Yes, the first story appeared in the LA Times. Go figure. The Chron followed a little later with a copy of the lawsuit and some more details.

“The commissioner struck a deal with Crane to make Luhnow the scapegoat of the cheating scandal while absolving Crane, the players and others of responsibility,” the suit reads.

[…]

Luhnow’s lawsuit calls the league’s investigation “deeply flawed.” It paints Director of Advance Information Tom Koch-Weser as the scandal’s “actual ringleader” who, according to the suit, blamed Luhnow “to save his own job.”

Major League Baseball’s investigation included 22,000 text and chat messages to or from Koch-Weser that, according to the suit, Manfred “ignored … as part of the effort to scapegoat Luhnow.” Luhnow is not included in any of the messages, according to the petition.

The petition claims that Koch-Weser was the “only witness to claim that Luhnow mentioned electronic sign-stealing.” Luhnow’s lawsuit calls him a “biased source who has zero credibility.”

“The Astros told Koch-Weser that he could keep his job so long as his actions were sanctioned by his supervisors, including Luhnow,” the suit states.

Koch-Weser remained employed by the Astros throughout the 2020 season.

Luhnow’s lawsuit attempted to demonstrate his adherence to baseball’s crackdown on electronic sign-stealing during the 2017-19 seasons.
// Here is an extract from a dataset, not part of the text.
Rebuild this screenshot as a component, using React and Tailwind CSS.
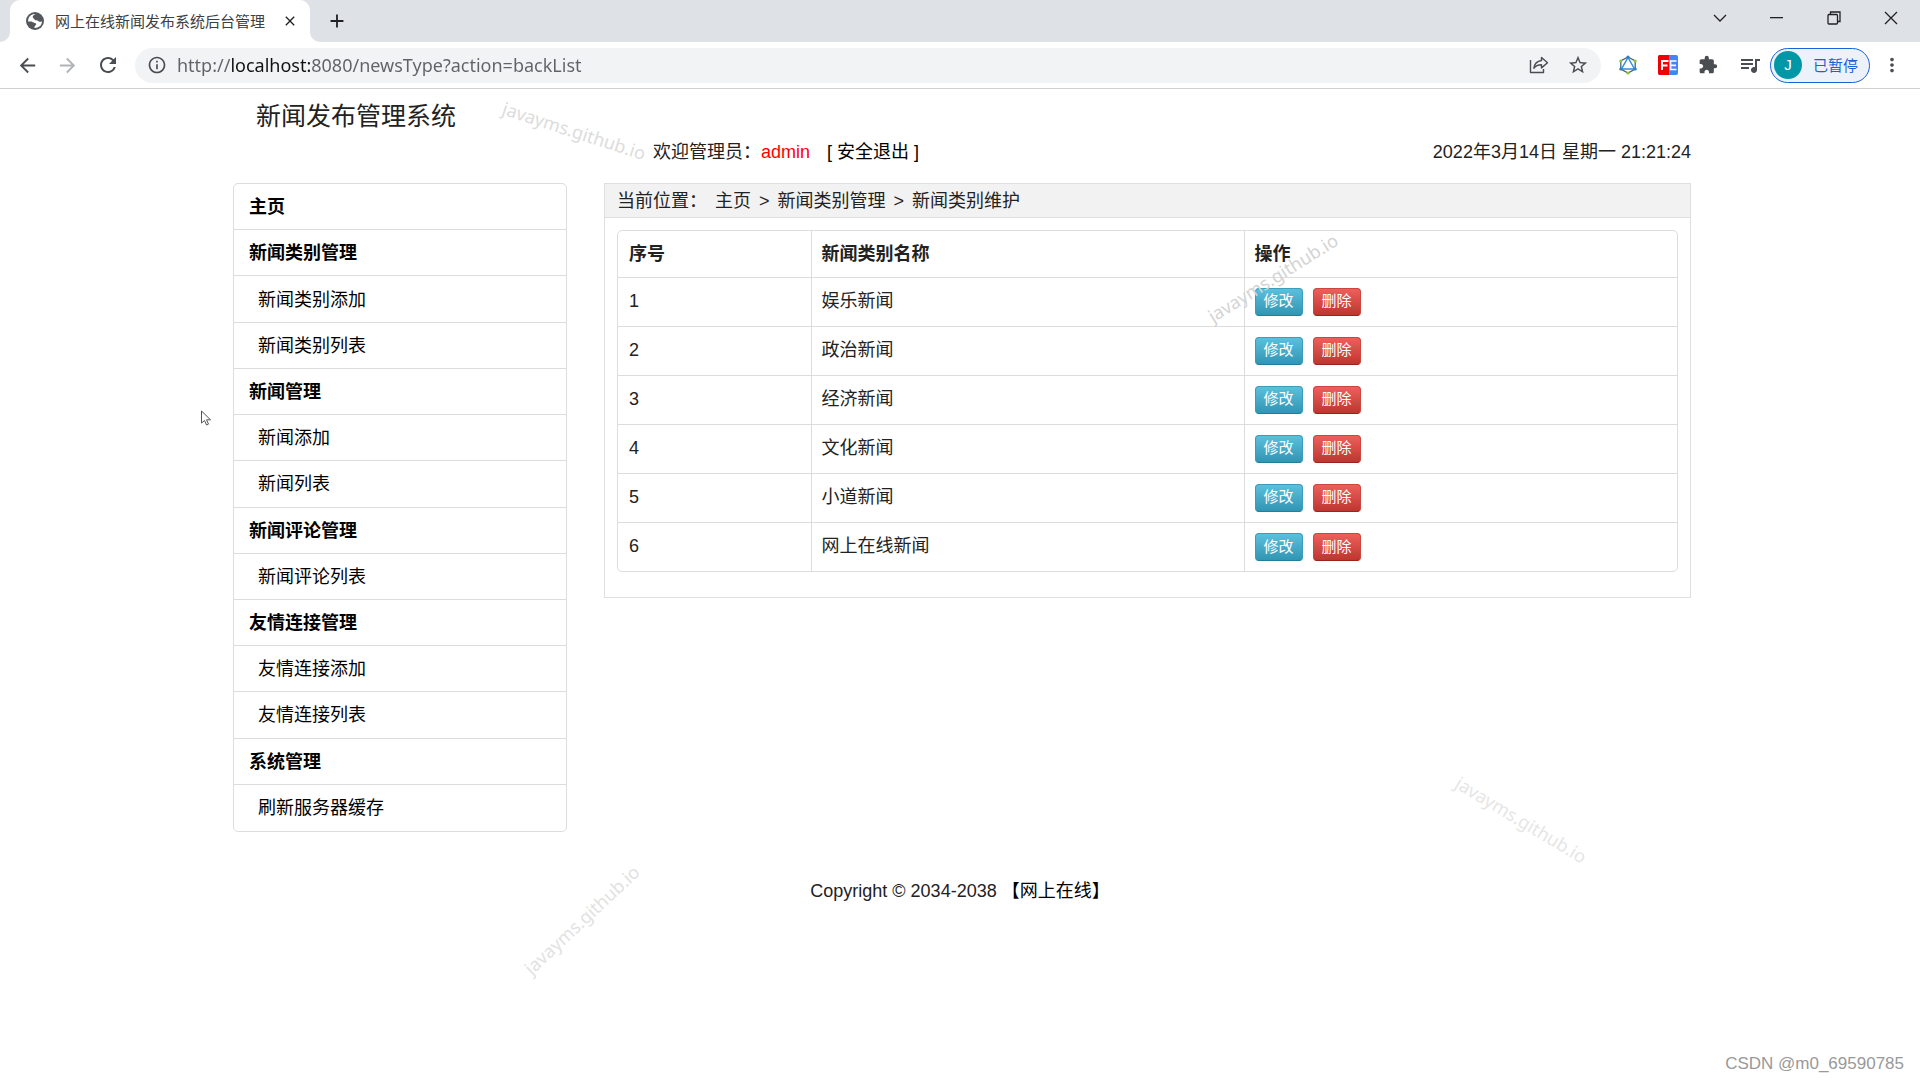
import React from "react";
import {
  MdAdd,
  MdArrowBack,
  MdArrowForward,
  MdClose,
  MdExtension,
  MdInfoOutline,
  MdMoreVert,
  MdQueueMusic,
  MdRefresh,
  MdStarBorder,
} from "react-icons/md";

const menu = [
  { title: "主页", items: [] },
  { title: "新闻类别管理", items: ["新闻类别添加", "新闻类别列表"] },
  { title: "新闻管理", items: ["新闻添加", "新闻列表"] },
  { title: "新闻评论管理", items: ["新闻评论列表"] },
  { title: "友情连接管理", items: ["友情连接添加", "友情连接列表"] },
  { title: "系统管理", items: ["刷新服务器缓存"] },
];

const newsTypes = ["娱乐新闻", "政治新闻", "经济新闻", "文化新闻", "小道新闻", "网上在线新闻"];

function GlobeIcon() {
  return (
    <svg width="18" height="18" viewBox="0 0 18 18" className="shrink-0">
      <circle cx="9" cy="9" r="9" fill="#54585d" />
      <path
        d="M9.300 2c-.9 1.200-2.600 1.400-2.600 2.900 0 1.300 1.400 1.300 1.700 2.300.3 1.100 1.800.9 2.900 1.300 1.200.4 1.500 1.400 2.800 1.300.9 0 1.500-.2 2-.6a7.200 7.200 0 0 1-4.600 6.300c-.9.300-2 .5-3 .4 0-1.400.2-2.100 1.100-2.600.6-.4.900-1.100.4-1.700-.6-.7-1.700-.4-2.500-1-.9-.7-1.700-1.100-3-1.100H1.900A7.100 7.100 0 0 1 9.300 2z"
        fill="#fff"
      />
    </svg>
  );
}

function TabStrip() {
  return (
    <div className="flex h-[42px] items-stretch justify-between bg-[#dee1e6] pr-px pl-[10px]">
      <div className="flex items-center">
        <div className="relative flex h-full w-[300px] items-center rounded-t-[10px] bg-white pr-3 pl-4">
          <GlobeIcon />
          <span className="ml-[11px] grow pt-0.5 text-[15px] whitespace-nowrap text-[#3c4043]">
            网上在线新闻发布系统后台管理
          </span>
          <button aria-label="关闭标签页" className="text-[#202124]">
            <MdClose size={16} />
          </button>
          {/* flared corners of the active tab */}
          <svg className="absolute bottom-0 -left-[10px] h-[10px] w-[10px]" viewBox="0 0 10 10">
            <path d="M10 0v10H0A10 10 0 0 0 10 0z" fill="#fff" />
          </svg>
          <svg className="absolute -right-[10px] bottom-0 h-[10px] w-[10px]" viewBox="0 0 10 10">
            <path d="M0 0v10h10A10 10 0 0 1 0 0z" fill="#fff" />
          </svg>
        </div>
        <button aria-label="新标签页" className="ml-4 text-[#202124]">
          <MdAdd size={22} />
        </button>
      </div>

      {/* WINDOW BUTTONS */}
      <div className="flex h-9 text-[#202124]">
        <button aria-label="搜索标签页" className="flex w-[57px] items-center justify-center">
          <svg width="14" height="8" viewBox="0 0 14 8" fill="none" stroke="currentColor" strokeWidth="1.3">
            <path d="M1 1l6 6 6-6" />
          </svg>
        </button>
        <button aria-label="最小化" className="flex w-[57px] items-center justify-center">
          <svg width="13" height="2" viewBox="0 0 13 2">
            <path d="M0 0h13v1.3H0z" fill="currentColor" />
          </svg>
        </button>
        <button aria-label="还原" className="flex w-[57px] items-center justify-center">
          <svg width="14" height="14" viewBox="0 0 14 14" fill="none" stroke="currentColor" strokeWidth="1.3">
            <rect x="1" y="3.5" width="9.5" height="9.5" rx="1" />
            <path d="M3.5 3.5V1H13v9.5h-2.5" />
          </svg>
        </button>
        <button aria-label="关闭" className="flex w-[57px] items-center justify-center">
          <svg width="14" height="14" viewBox="0 0 14 14" fill="none" stroke="currentColor" strokeWidth="1.3">
            <path d="M1 1l12 12M13 1L1 13" />
          </svg>
        </button>
      </div>
    </div>
  );
}

function ShareIcon() {
  return (
    <svg width="20" height="18" viewBox="0 0 20 18" fill="none" stroke="currentColor" strokeWidth="1.4" strokeLinejoin="round">
      <path d="M1.5 4v12.5h13v-3.5" />
      <path d="M12.5 1.5l6 5.2-6 5.2V8.8c-3.600 0-5.900 1-7.600 3.500.5-4.300 2.900-7.200 7.600-7.800z" />
    </svg>
  );
}

function HexIcon() {
  return (
    <svg width="20" height="20" viewBox="0 0 20 20" fill="none">
      <path d="M10 2l7.200 4v8L10 18l-7.200-4V6z" stroke="#4b6570" strokeWidth="1.300" />
      <path d="M10 2.500L16.500 14h-13z" stroke="#2f8fe0" strokeWidth="1.500" />
      <circle cx="10" cy="2" r="1.600" fill="#2f7fc8" />
      <circle cx="17.200" cy="14" r="1.600" fill="#2f7fc8" />
      <circle cx="2.800" cy="14" r="1.600" fill="#2f7fc8" />
      <circle cx="10" cy="18" r="1.600" fill="#8bc53f" />
      <circle cx="17.200" cy="6" r="1.600" fill="#8bc53f" />
      <circle cx="2.800" cy="6" r="1.600" fill="#8bc53f" />
    </svg>
  );
}

function FeIcon() {
  return (
    <svg width="20" height="20" viewBox="0 0 20 20">
      <rect width="20" height="20" rx="2" fill="#4285f4" />
      <path d="M2 0h9v20H2a2 2 0 0 1-2-2V2a2 2 0 0 1 2-2z" fill="#f00000" />
      <path d="M4 15V6h6.500M4 10.500h5.500" fill="none" stroke="#fff" strokeWidth="2" />
      <path d="M18.500 6h-6v8.500h6M12.500 10.300h5.500" fill="none" stroke="#fff" strokeWidth="1.700" />
    </svg>
  );
}

function Toolbar() {
  return (
    <div className="flex h-[47px] items-center border-b border-[#d0d0d0] bg-white pr-[17px] pl-4 text-[#4a4d51]">
      <div className="flex items-center gap-[17px]">
        <button aria-label="后退">
          <MdArrowBack size={23} />
        </button>
        <button aria-label="前进" className="text-[#b1b3b5]">
          <MdArrowForward size={23} />
        </button>
        <button aria-label="重新加载">
          <MdRefresh size={24} />
        </button>
      </div>

      {/* ADDRESS BAR */}
      <div className="ml-[15px] flex h-[35px] grow items-center rounded-full bg-[#f1f3f4] pr-3 pl-3">
        <MdInfoOutline size={20} className="shrink-0" />
        <input
          type="text"
          aria-label="地址栏"
          defaultValue="http://localhost:8080/newsType?action=backList"
          className="ml-[10px] min-w-0 grow bg-[linear-gradient(90deg,#5f6368_0px,#5f6368_55px,#111_55px,#111_134px,#5f6368_134px)] bg-clip-text font-['Noto_Sans',sans-serif] text-[18px] text-transparent caret-black outline-none"
        />
        <button aria-label="分享此页" className="mr-[18px]">
          <ShareIcon />
        </button>
        <button aria-label="添加书签">
          <MdStarBorder size={22} />
        </button>
      </div>

      <div className="ml-[17px] flex items-center gap-5">
        <button aria-label="GraphQL">
          <HexIcon />
        </button>
        <button aria-label="FeHelper">
          <FeIcon />
        </button>
        <button aria-label="扩展程序">
          <MdExtension size={20} />
        </button>
        <button aria-label="媒体控件">
          <MdQueueMusic size={24} />
        </button>
      </div>
      <button className="ml-2 flex h-[35px] items-center rounded-full border border-[#1a62d8] bg-[#edf1fa] pr-[11px] pl-[3px] text-[15px] text-[#1a62d8]">
        <span className="mr-[11px] flex h-7 w-7 items-center justify-center rounded-full bg-[#0097a7] text-white">
          J
        </span>
        <span className="pt-0.5">已暂停</span>
      </button>
      <button aria-label="更多" className="ml-[11px]">
        <MdMoreVert size={22} />
      </button>
    </div>
  );
}

function Sidebar() {
  return (
    <nav className="w-[334px] shrink-0">
      <ul className="grid min-h-[649px] auto-rows-fr divide-y divide-[#dddddd] rounded-[5px] border border-[#dddddd] text-black">
        {menu.map((group) => (
          <React.Fragment key={group.title}>
            <li className="flex items-center pt-0.5 pl-[15px] font-bold">
              <a href="#">{group.title}</a>
            </li>
            {group.items.map((item) => (
              <li key={item} className="flex items-center pt-0.5 pl-6">
                <a href="#">{item}</a>
              </li>
            ))}
          </React.Fragment>
        ))}
      </ul>
    </nav>
  );
}

function NewsTypeTable() {
  return (
    <div className="overflow-hidden rounded-[5px] border border-[#dddddd]">
      <table className="w-full table-fixed border-collapse text-left">
        <colgroup>
          <col className="w-[193px]" />
          <col />
          <col />
        </colgroup>
        <thead>
          <tr className="h-[46px]">
            <th className="pt-0.5 pl-[11px]">序号</th>
            <th className="border-l border-[#dddddd] pt-0.5 pl-[10px]">新闻类别名称</th>
            <th className="border-l border-[#dddddd] pt-0.5 pl-[10px]">操作</th>
          </tr>
        </thead>
        <tbody>
          {newsTypes.map((name, index) => (
            <tr key={name} className="h-[49px] border-t border-[#dddddd]">
              <td className="pl-[11px]">{index + 1}</td>
              <td className="border-l border-[#dddddd] pl-[10px]">{name}</td>
              <td className="border-l border-[#dddddd] pl-[10px]">
                <div className="flex gap-[10px] text-[15px] text-white">
                  <button className="h-7 w-12 rounded-[4px] border border-[#3a9dba] border-b-[#1f7f9c] bg-linear-to-b from-[#5bc0de] to-[#2f96b4]">
                    修改
                  </button>
                  <button className="h-7 w-12 rounded-[4px] border border-[#cc4640] border-b-[#9a231d] bg-linear-to-b from-[#ee5f5b] to-[#bd362f]">
                    删除
                  </button>
                </div>
              </td>
            </tr>
          ))}
        </tbody>
      </table>
    </div>
  );
}

function MainPanel() {
  return (
    <main className="min-w-0 grow self-start border border-[#dfdfdf]">
      <div className="flex h-[34px] items-center border-b border-[#dfdfdf] bg-[#f2f2f2] pt-0.5 pl-3">
        <span className="mr-2">当前位置：</span>
        <a href="#">主页</a>
        <span className="mx-2">&gt;</span>
        <a href="#">新闻类别管理</a>
        <span className="mx-2">&gt;</span>
        <a href="#">新闻类别维护</a>
      </div>
      <div className="px-3 pt-3 pb-[25px]">
        <NewsTypeTable />
      </div>
    </main>
  );
}

function Watermark({ className }) {
  return (
    <span
      className={`pointer-events-none absolute -translate-x-1/2 -translate-y-1/2 font-['Noto_Sans',sans-serif] text-[18px] whitespace-nowrap ${className}`}
    >
      javayms.github.io
    </span>
  );
}

function App() {
  return (
    <div className="relative min-h-screen overflow-hidden bg-white font-['Liberation_Sans','Noto_Sans_CJK_SC',sans-serif] text-[18px] text-[#222222]">
      <TabStrip />
      <Toolbar />

      <div className="mx-auto max-w-[1462px] pl-1">
        {/* HEADER */}
        <header className="pt-2">
          <h1 className="pl-[23px] text-[25px] leading-[38px]">新闻发布管理系统</h1>
          <div className="mt-[3px] mb-[17px] flex justify-between pl-[420px] leading-7">
            <p>
              欢迎管理员：<span className="text-[#ff0000]">admin</span>
              <a href="#" className="ml-[17px] text-black">
                [ 安全退出 ]
              </a>
            </p>
            <p>2022年3月14日 星期一 21:21:24</p>
          </div>
        </header>

        <div className="flex gap-[37px]">
          <Sidebar />
          <MainPanel />
        </div>
      </div>

      <footer className="mt-[45px] text-center leading-7">
        Copyright © 2034-2038 <a href="#" className="text-black">【网上在线】</a>
      </footer>

      <Watermark className="top-[131px] left-[574px] rotate-[18deg] text-[#dcdcdc]" />
      <Watermark className="top-[278px] left-[1273px] -rotate-[32deg] text-[#d4d4d4]" />
      <Watermark className="top-[820px] left-[1521px] rotate-[31deg] text-[#e6e6e6]" />
      <Watermark className="top-[920px] left-[582px] -rotate-[43deg] text-[#e2e2e2]" />

      {/* mouse pointer */}
      <svg className="absolute top-[410px] left-[200px]" width="12" height="16" viewBox="0 0 12 16">
        <path d="M1.500 1v12l3-2.500 2 4.500 2-.9-2-4.300h4z" fill="#fff" stroke="#555" strokeWidth="1" />
      </svg>

      <span className="absolute right-4 bottom-1 text-[17px] text-[#999999]">
        CSDN @m0_69590785
      </span>
    </div>
  );
}

export default App;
In Major League Baseball’s report, Manfred excoriated Luhnow for “(failing) to take any adequate steps to ensure that his club was in compliance with the rules.”

You can add this to the season ticket holders’ lawsuit as part of your offseason things to watch. The suit was filed in the 125th Civil Court, so congratulations to Judge Kyle Carter for having this hot potato land on his bench. I have no idea if any of these allegations are true, but I can’t wait to find out more.